From Father’s Heart Weekend 2008
My son and I drew closer this weekend, a closeness that I did not know how to achieve by myself! I have the utmost respect for every person this weekend-Thank you!- Ernie Eash.
I found the fun of following my son into a boy’s life. We did several things together that were new for both of us—the joy of discovering adventures together was amazing, and that’s harder to pull off in the course of “normal life” at home.-Ben Ellis.
“The Father’s Heart Weekend was so powerful. I’ve been on a high from all the incredible, life-changing experiences. I already ordered and received the book Adam’s Return. I hope to start it this weekend. Keep me posted on ways I can stand with you for this ministry.
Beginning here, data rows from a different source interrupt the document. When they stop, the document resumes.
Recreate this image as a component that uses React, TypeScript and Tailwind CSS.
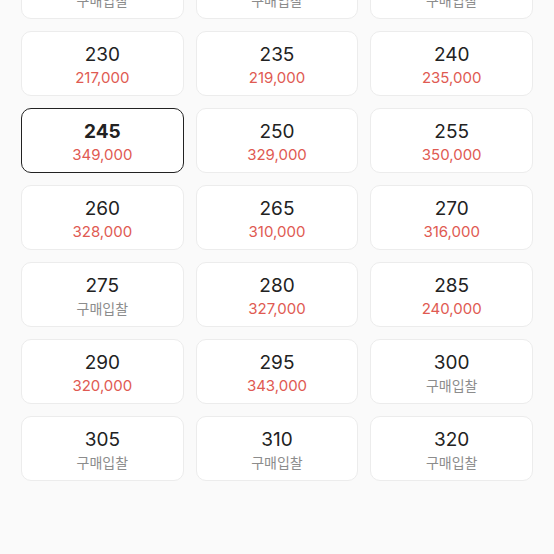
type Size = {
  size: string;
  price?: string;
};

const sizes: Size[] = [
  { size: '215' },
  { size: '220' },
  { size: '225' },
  { size: '230', price: '217,000' },
  { size: '235', price: '219,000' },
  { size: '240', price: '235,000' },
  { size: '245', price: '349,000' },
  { size: '250', price: '329,000' },
  { size: '255', price: '350,000' },
  { size: '260', price: '328,000' },
  { size: '265', price: '310,000' },
  { size: '270', price: '316,000' },
  { size: '275' },
  { size: '280', price: '327,000' },
  { size: '285', price: '240,000' },
  { size: '290', price: '320,000' },
  { size: '295', price: '343,000' },
  { size: '300' },
  { size: '305' },
  { size: '310' },
  { size: '320' },
];

const selected = '245';

export default function App() {
  return (
    <div
      className="w-[554px] h-[554px] overflow-hidden bg-[#fafafa]"
      style={{ fontFamily: 'Inter, "Noto Sans CJK KR", sans-serif' }}
    >
      <div className="grid grid-cols-3 gap-3 px-[21px] -mt-[46px]">
        {sizes.map((s) => {
          const active = s.size === selected;
          return (
            <button
              key={s.size}
              className={`h-[65px] rounded-[10px] bg-white flex flex-col items-center justify-start pt-[12px] gap-[2px] ${
                active ? 'border-[1.5px] border-[#222]' : 'border border-[#ececec]'
              }`}
            >
              <span
                className={`text-[19px] leading-[22px] text-[#222] ${active ? 'font-bold' : 'font-normal'}`}
              >
                {s.size}
              </span>
              {s.price ? (
                <span className="text-[15px] leading-[20px] text-[#e05a52]">{s.price}</span>
              ) : (
                <span className="text-[14px] leading-[20px] text-[#8c8c8c]">구매입찰</span>
              )}
            </button>
          );
        })}
      </div>
    </div>
  );
}
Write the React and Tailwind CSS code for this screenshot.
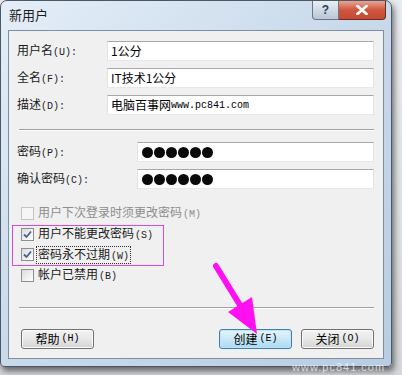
import React from "react";

const cjk = { fontFamily: '"Noto Sans CJK SC", "Noto Sans", sans-serif' };
const mono = { fontFamily: '"Liberation Mono", "DejaVu Sans Mono", monospace' };

function Label({ cn, key2, w }) {
  return (
    <div className={`flex items-baseline text-[12px] text-[#1a1a1a] leading-none ${w}`} style={cjk}>
      <span>{cn}</span>
      <span className="text-[10px]" style={mono}>{key2}</span>
    </div>
  );
}

function Field({ children, className = "" }) {
  return (
    <div className={`h-[20px] flex-1 bg-white border-t border-t-[#a8a8a8] border-l border-l-[#e2e2e2] border-r border-r-[#e2e2e2] border-b border-b-[#e8e8e8] flex items-center pl-[3px] text-[12px] text-black ${className}`} style={cjk}>
      {children}
    </div>
  );
}

function Dots() {
  return (
    <div className="flex gap-[1px] pl-[1px]">
      {[0, 1, 2, 3, 4, 5].map((i) => (
        <div key={i} className="w-[11px] h-[11px] rounded-full bg-[#0a0a0a]" />
      ))}
    </div>
  );
}

function Check({ checked, disabled, cn, key2, focus }) {
  return (
    <div className="flex items-center h-[20.7px]">
      <div className={`w-[13px] h-[13px] border ${disabled ? "border-[#c4c4c4] bg-[#f6f6f6]" : "border-[#8e8f8f] bg-gradient-to-br from-[#dcdcdc] to-[#ffffff]"} flex items-center justify-center`}>
        {checked && (
          <svg width="9" height="9" viewBox="0 0 9 9">
            <path d="M1 4.5 L3.5 7 L8 1.5" fill="none" stroke="#4a5f97" strokeWidth="1.8" />
          </svg>
        )}
      </div>
      <div className={`ml-[3px] flex items-baseline text-[12px] leading-none px-[1px] py-[1px] ${disabled ? "text-[#8d8d8d]" : "text-[#1a1a1a]"} ${focus ? "outline outline-1 outline-dotted outline-[#333]" : ""}`} style={cjk}>
        <span>{cn}</span>
        <span className="text-[10px] ml-[1px]" style={mono}>{key2}</span>
      </div>
    </div>
  );
}

function Btn({ cn, key2, primary }) {
  return (
    <div className={`w-[73px] h-[20px] rounded-[3px] border flex items-center justify-center text-[12px] leading-none ${primary ? "border-[#3c7fb1] bg-gradient-to-b from-[#e6f4fc] via-[#c9e8f8] to-[#a9d9f2] shadow-[inset_0_0_0_1px_#bfe4f6]" : "border-[#707070] bg-gradient-to-b from-[#f3f3f3] via-[#e7e7e7] to-[#d4d4d4] shadow-[inset_0_0_0_1px_#fbfbfb]"}`} style={cjk}>
      <span>{cn}</span>
      <span className="text-[10px] ml-[2px]" style={mono}>{key2}</span>
    </div>
  );
}

export default function App() {
  return (
    <div className="w-[402px] h-[375px] relative overflow-hidden bg-gradient-to-b from-[#e9ecef] to-[#d5d7da]">
      <div className="w-[392px] h-[367px] rounded-t-[7px] rounded-b-[4px] border border-[#4d5866] bg-gradient-to-br from-[#e4eef8] via-[#c8d9ea] to-[#b9cde2] flex flex-col px-[7px] pb-[7px] shadow-[2px_4px_6px_rgba(0,0,0,0.55)]">
        <div className="h-[29px] flex items-start justify-between">
          <div className="pt-[7px] pl-[1px] text-[13px] text-[#1c1c1c] leading-none" style={cjk}>新用户</div>
          <div className="flex -mr-[2px]">
            <div className="w-[27px] h-[19px] rounded-bl-[4px] border border-t-0 border-[#6a7788] bg-gradient-to-b from-[#e9eef4] to-[#b8c6d6] flex items-center justify-center text-[12px] font-bold text-[#2e3d52]" style={{ fontFamily: '"Liberation Sans", sans-serif' }}>?</div>
            <div className="w-[47px] h-[19px] rounded-br-[4px] border border-t-0 border-l-0 border-[#6b2a22] bg-gradient-to-b from-[#e8a493] via-[#d0553f] to-[#c44a33] flex items-center justify-center">
              <svg width="12" height="10" viewBox="0 0 12 10">
                <path d="M1.5 1 L10.5 9 M10.5 1 L1.5 9" stroke="#ffffff" strokeWidth="2.6" strokeLinecap="square" />
              </svg>
            </div>
          </div>
        </div>
        <div className="flex-1 bg-[#f0f0f0] border border-[#7d8fa3] flex flex-col pl-[8px] pr-[9px]">
          <div className="mt-[10px] flex flex-col gap-[7px]">
            <div className="flex items-center">
              <Label cn="用户名" key2="(U):" w="w-[90px]" />
              <Field><span>1公分</span></Field>
            </div>
            <div className="flex items-center">
              <Label cn="全名" key2="(F):" w="w-[90px]" />
              <Field><span>IT技术1公分</span></Field>
            </div>
            <div className="flex items-center">
              <Label cn="描述" key2="(D):" w="w-[90px]" />
              <Field><span>电脑百事网</span><span className="text-[10px]" style={mono}>www.pc841.com</span></Field>
            </div>
          </div>
          <div className="mt-[14px] ml-[2px] h-[2px] border-t border-t-[#a0a0a0] border-b border-b-white" />
          <div className="mt-[11px] flex flex-col gap-[7px]">
            <div className="flex items-center">
              <Label cn="密码" key2="(P):" w="w-[120px]" />
              <Field><Dots /></Field>
            </div>
            <div className="flex items-center">
              <Label cn="确认密码" key2="(C):" w="w-[120px]" />
              <Field><Dots /></Field>
            </div>
          </div>
          <div className="mt-[14px] ml-[4px] flex flex-col">
            <Check disabled cn="用户下次登录时须更改密码" key2="(M)" />
            <Check checked cn="用户不能更改密码" key2="(S)" />
            <Check checked focus cn="密码永不过期" key2="(W)" />
            <Check cn="帐户已禁用" key2="(B)" />
          </div>
          <div className="mt-[21px] ml-[2px] h-[2px] border-t border-t-[#a0a0a0] border-b border-b-white" />
          <div className="mt-[20px] flex items-center ml-[4px]">
            <Btn cn="帮助" key2="(H)" />
            <div className="flex-1" />
            <Btn primary cn="创建" key2="(E)" />
            <div className="w-[9px]" />
            <Btn cn="关闭" key2="(O)" />
          </div>
        </div>
      </div>

      <div className="absolute left-[12px] top-[225px] w-[152px] h-[41px] border border-[#d84ad8]" />
      <svg className="absolute left-0 top-0 pointer-events-none" width="402" height="375" viewBox="0 0 402 375">
        <line x1="216" y1="266" x2="243" y2="310" stroke="#ff10f0" strokeWidth="6" strokeLinecap="round" />
        <polygon points="257,334 228,312 252,297" fill="#ff10f0" />
      </svg>
      <div className="absolute left-[292px] top-[362px] text-[11px] text-white/70 leading-none tracking-[1px]" style={{ fontFamily: '"Liberation Sans", sans-serif' }}>www.pc841.com</div>
    </div>
  );
}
And thanks for being faithful to God’s call in regards to this gathering. The fruit of it is beyond measure.” – Allen Arnold.
“I’m realizing the importance and impact about intentionally spending time with William. I believe the experience of this weekend will strengthen William and I through the memories.”- Joe Hoffert.
“I loved watching my son find and establish his own identity.” -Bradford Crowther.
“I can’t begin to thank you guys enough for doing the Father’s Heart Weekend Experience! I am praying that this grows and spreads across the state, the Church, and the world as one of the tools we need to revitalize men as Sons! You don’t need but a few experiences like that one to write a best-selling book….I thought Joshua might be just a little too young and distracted to really get much out of it, but he was DEEPLY affected by it. On Sunday night, 8/24, at bed-time, he was in tears and couldn’t really explain it. Only that these were not really tears of pain, but longing; and though he couldn’t explain what he was feeling, it was coming from me. So I stopped trying to understand or get an explanation, and just relished in our connection. Please let me know how I can help with any future efforts. And, hey, we need to work to bestow femininity to our daughters, too…” In Christ, – Joel Goehner.
“I really enjoyed the obstacle course—I’m reminded how difficult it has been in my own life to HEAR my Father’s voice.”- Mark Snider.
“The Father’s Heart Weekend was a great time to reconnect with my son and I hope will be a catalyst for more intentional time spent together.” – Kevin Vedders.
“Andrew and I are closer. He is my beloved son. God has and is healing me.”- Marc Kochamba.
“The opportunity to connect to my boy’s heart—in a place where we could all drop our guard and let each other be each other was great. Looking forward to what God does in our relationship in the future.” – Jack Noonan.
“This was an incredibly facilitated event—tapping into men with giftings that I don’t have–that allowed me to share my heart with my boys in a way that I desired. It also helped me to become a better father because I was impacted by other gifted men that are called by God and answered the call.” – Eric Martin.
“This was an amazing memory maker and I can’t commend the leadership or thank them enough! It was simply awesome!” – Roy Roper.
“This weekend was the perfect time for me and my son to play, laugh, love and pray. Not only did I celebrate the boy he is—but I called out the man he will be in the company of other boys and men. Incredibly, God as my Father did the same to me. We both savored every single minute.” – Allen Arnold.
“It was an incredibly moving weekend as a father and healing as a son. My son and I needed this connection. It was incredible.” – Jim Schettler.
“This experience was intended to be primarily for my son, but I discovered tht it meant a lot to my own growth as well. I felt God stirring my heart to be the King and Priest He meant me to be for my children. Thank You!” – Jared England.
“I would like to again thank you for the wonderful weekend !! As a dad I feel equipped to be a “Dad” now, my heart is filled with so much joy, I am seeing glimpses of a relationship that I have desired to have with my son for years. Thank You, Thank You, first hearing God on this and then following through with it!!” – Ernie Eash.